Features such as renovated kitchens, outdoor living spaces, finished basements, premium lots, views, pools, garages, or unique architectural details can significantly influence how buyers perceive value — often far beyond what a simple square foot calculation can capture.


True market analysis requires understanding buyer behavior, local market trends, and the unique characteristics that make one home more desirable than another.



8. Watch the Market Conditions Indicator

Your home's value is not static — it responds to macro conditions. Here's how to read the current Central Mass market:


• Months of Supply: Below 2 months = strong seller's market (supports aggressive pricing). Above 5 months = buyer's market (price conservatively). Worcester County has been running under 2 months through 2023–2024.


• Days on Market (DOM): When average DOM is under 20 days, properly priced homes sell at or above list.
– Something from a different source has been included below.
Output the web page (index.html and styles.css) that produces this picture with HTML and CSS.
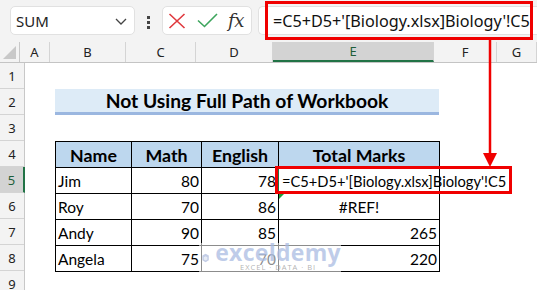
FILE: index.html
```html
<!DOCTYPE html>
<html>
<head>
<meta charset="utf-8">
<link rel="stylesheet" href="styles.css">
</head>
<body>
<div class="app">
  <div class="fbar">
    <div class="namebox"><span>SUM</span>
      <svg class="chev" width="12" height="7" viewBox="0 0 12 7"><path d="M1 1 L6 6 L11 1" fill="none" stroke="#444" stroke-width="1.3"/></svg>
    </div>
    <div class="dots"><i></i><i></i><i></i></div>
    <div class="fxbox">
      <svg class="ic" width="18" height="16" viewBox="0 0 18 16"><path d="M1.5 1 L16.5 15 M16.5 1 L1.5 15" stroke="#e0393e" stroke-width="1.6" fill="none"/></svg>
      <svg class="ic" width="21" height="15" viewBox="0 0 21 15"><path d="M1 7.5 L7.5 13.5 L20 1" stroke="#3da55d" stroke-width="1.6" fill="none"/></svg>
      <span class="fx">fx</span>
    </div>
    <div class="finput">=C5+D5+'[Biology.xlsx]Biology'!C5</div>
  </div>
  <div class="colheads">
    <div class="corner"><svg width="13" height="13" viewBox="0 0 13 13"><path d="M13 0 L13 13 L0 13 Z" fill="#c8c8c8"/></svg></div>
    <div class="ch wA">A</div>
    <div class="ch wB">B</div>
    <div class="ch wC">C</div>
    <div class="ch wD">D</div>
    <div class="ch wE sel">E</div>
    <div class="ch wF">F</div>
    <div class="ch wG">G</div>
  </div>
  <div class="body">
    <div class="rowheads">
      <div class="rh">1</div><div class="rh">2</div><div class="rh">3</div><div class="rh">4</div>
      <div class="rh sel">5</div><div class="rh">6</div><div class="rh">7</div><div class="rh">8</div><div class="rh">9</div>
    </div>
    <div class="sheet">
      <div class="spacer"></div>
      <div class="title">Not Using Full Path of Workbook</div>
      <div class="spacer"></div>
      <div class="tbl">
        <div class="th">Name</div><div class="th">Math</div><div class="th">English</div><div class="th">Total Marks</div>
        <div class="td">Jim</div><div class="td num">80</div><div class="td num">78</div><div class="td active"><span class="ftext">=C5+D5+'[Biology.xlsx]Biology'!C5</span></div>
        <div class="td">Roy</div><div class="td num">70</div><div class="td num">86</div><div class="td ctr err">#REF!</div>
        <div class="td">Andy</div><div class="td num">90</div><div class="td num">85</div><div class="td num">265</div>
        <div class="td">Angela</div><div class="td num">75</div><div class="td num">70</div><div class="td num">220</div>
      </div>
    </div>
  </div>

  <div class="redbox-bar"></div>
  <svg class="arrow" width="20" height="130" viewBox="0 0 20 130"><path d="M10 0 L10 114" stroke="#f00000" stroke-width="2.5"/><path d="M3 113 L17 113 L10 127 Z" fill="#f00000"/></svg>
  <div class="redbox-cell"></div>
  <div class="watermark">
    <svg class="wm-logo" width="20" height="26" viewBox="0 0 20 26"><path d="M10 1 L19 6 L19 19 L10 25 L1 19 L1 6 Z" fill="#c3cde6"/><path d="M10 8 L15 11 L15 17 L10 20 L5 17 L5 11 Z" fill="#e6ebf5"/></svg>
    <div class="wm-text"><div class="wm-big">exceldemy</div><div class="wm-small">EXCEL · DATA · BI</div></div>
  </div>
</div>
</body>
</html>
```
FILE: styles.css
```css
html, body { margin: 0; padding: 0; }
body { width: 537px; height: 290px; overflow: hidden; background: #fff; }
.app { position: relative; width: 537px; height: 290px; overflow: hidden; font-family: "Noto Sans", sans-serif; }

.fbar { height: 42px; background: #f3f3f3; display: flex; align-items: flex-start; padding: 6px 0 0 10px; box-sizing: border-box; }
.namebox { width: 125px; height: 29px; box-sizing: border-box; background: #fff; border: 1px solid #e1e1e1; border-radius: 5px; display: flex; align-items: center; justify-content: space-between; padding: 0 7px 0 5px; font-size: 15px; color: #222; }
.chev { margin-top: 1px; }
.dots { width: 27px; display: flex; flex-direction: column; align-items: center; gap: 2px; padding-top: 10px; }
.dots i { display: block; width: 3px; height: 3px; background: #444; }
.fxbox { width: 90px; height: 29px; box-sizing: border-box; background: #fff; border: 1px solid #e1e1e1; border-radius: 5px; display: flex; align-items: center; padding: 0 6px 0 5px; gap: 11px; }
.fx { font-family: "DejaVu Serif", "Liberation Serif", serif; font-style: italic; font-size: 18px; color: #333; margin-left: -1px; letter-spacing: -0.5px; }
.finput { margin-left: 6px; flex: 1; height: 29px; box-sizing: border-box; background: #fff; border: 1px solid #e1e1e1; border-right: none; border-radius: 5px 0 0 5px; font-size: 16.2px; color: #111; display: flex; align-items: center; padding-left: 14px; white-space: nowrap; }

.colheads { height: 21px; display: flex; background: #f3f3f3; border-bottom: 1px solid #c4c4c4; box-sizing: border-box; }
.corner { width: 25px; box-sizing: border-box; border-right: 1px solid #c8c8c8; display: flex; align-items: flex-end; justify-content: flex-end; padding: 0 3px 3px 0; }
.ch { box-sizing: border-box; border-right: 1px solid #d4d4d4; font-size: 13px; color: #222; text-align: center; line-height: 20px; flex: none; }
.ch.sel { background: #d3d3d3; border-bottom: 2px solid #217346; color: #1e5e3a; line-height: 19px; }
.wA { width: 30px; } .wB { width: 76px; } .wC { width: 70px; } .wD { width: 77px; } .wE { width: 161px; } .wF { width: 63px; } .wG { width: 40px; }

.body { display: flex; }
.rowheads { width: 25px; flex: none; background: #f3f3f3; border-right: 1px solid #c8c8c8; box-sizing: border-box; }
.rh { height: 26px; box-sizing: border-box; border-bottom: 1px solid #d4d4d4; font-size: 13px; color: #222; text-align: center; line-height: 26px; }
.rh.sel { background: #d3d3d3; border-right: 2px solid #217346; margin-right: -1px; color: #1e5e3a; }

.sheet { flex: 1; padding-left: 30px; font-family: Lato, "Liberation Sans", sans-serif; color: #000; }
.spacer { height: 26px; }
.title { width: 384px; height: 26px; box-sizing: border-box; background: #ddebf7; border-bottom: 3px solid #9bb7e0; text-align: center; font-weight: 700; font-size: 19.3px; line-height: 24px; }
.tbl { width: 385px; display: grid; grid-template-columns: 75px 69px 76px 160px; grid-auto-rows: 25px; gap: 1px; padding: 1px; background: #000; box-sizing: border-box; }
.th { background: #bdd7ee; font-weight: 700; font-size: 17.8px; text-align: center; line-height: 26px; }
.td { background: #fff; font-size: 15.5px; line-height: 26px; padding: 0 2px; white-space: nowrap; }
.td.num { text-align: right; }
.td.ctr { text-align: center; }
.td.active { position: relative; box-shadow: -1px -1px 0 1px #217346; padding-left: 3px; overflow: visible; z-index: 1; }
.ftext { font-size: 14.7px; }
.td.err { position: relative; }
.td.err::before { content: ""; position: absolute; left: 0; top: 0; border-top: 5px solid #1f9d3a; border-right: 5px solid transparent; }

.redbox-bar { position: absolute; left: 265px; top: 1px; width: 268px; height: 39px; box-sizing: border-box; border: 3.5px solid #f00000; }
.arrow { position: absolute; left: 480px; top: 40px; }
.redbox-cell { position: absolute; left: 275px; top: 166px; width: 237px; height: 28px; box-sizing: border-box; border: 3px solid #f00000; z-index: 3; }
.watermark { position: absolute; left: 199px; top: 243px; width: 142px; height: 29px; background: rgba(255,255,255,0.55); display: flex; align-items: center; gap: 6px; padding-left: 3px; box-sizing: border-box; z-index: 2; }
.wm-text { display: flex; flex-direction: column; align-items: center; line-height: 1; }
.wm-big { font-family: "Open Sans", sans-serif; font-weight: 700; font-size: 23px; color: rgba(170,188,226,0.75); letter-spacing: 0.3px; margin-top: -3px; }
.wm-small { font-family: "Open Sans", sans-serif; font-size: 7.5px; color: rgba(160,160,160,0.8); letter-spacing: 1px; margin-top: 0px; }
```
When DOM climbs past 45, buyers gain leverage.


• Sale-to-List Ratio: A ratio above 100% means homes are selling over asking — a signal to price at the lower end of your range and let competition push the price up.


• Interest Rate Environment: Every 1% rise in 30-year mortgage rates reduces purchasing power by roughly 10%, which can compress achievable sale prices in rate-sensitive mid-range segments ($350K–$550K).


9. Common Valuation Mistakes to Avoid

Even well-meaning homeowners and agents can fall into these pricing traps:


• Pricing based on what you paid plus improvements. The market doesn't care what you invested — it cares about what comparable buyers are paying today.


• Using active listings as comps. Listed prices are asking prices, not sold prices. Always anchor to closed sales.


• Ignoring condition adjustments. A granite kitchen in a 2015 remodel is not equivalent to an untouched 1990 kitchen — yet both show up as 'updated' in some databases.


• Over-weighting Zillow. In towns with fewer than 15–20 annual sales, algorithm estimates degrade rapidly. Don't let an AVM override strong sold comps.


• Anchoring to a neighbor's sale from 18 months ago. In a shifting market, stale data leads to stale pricing.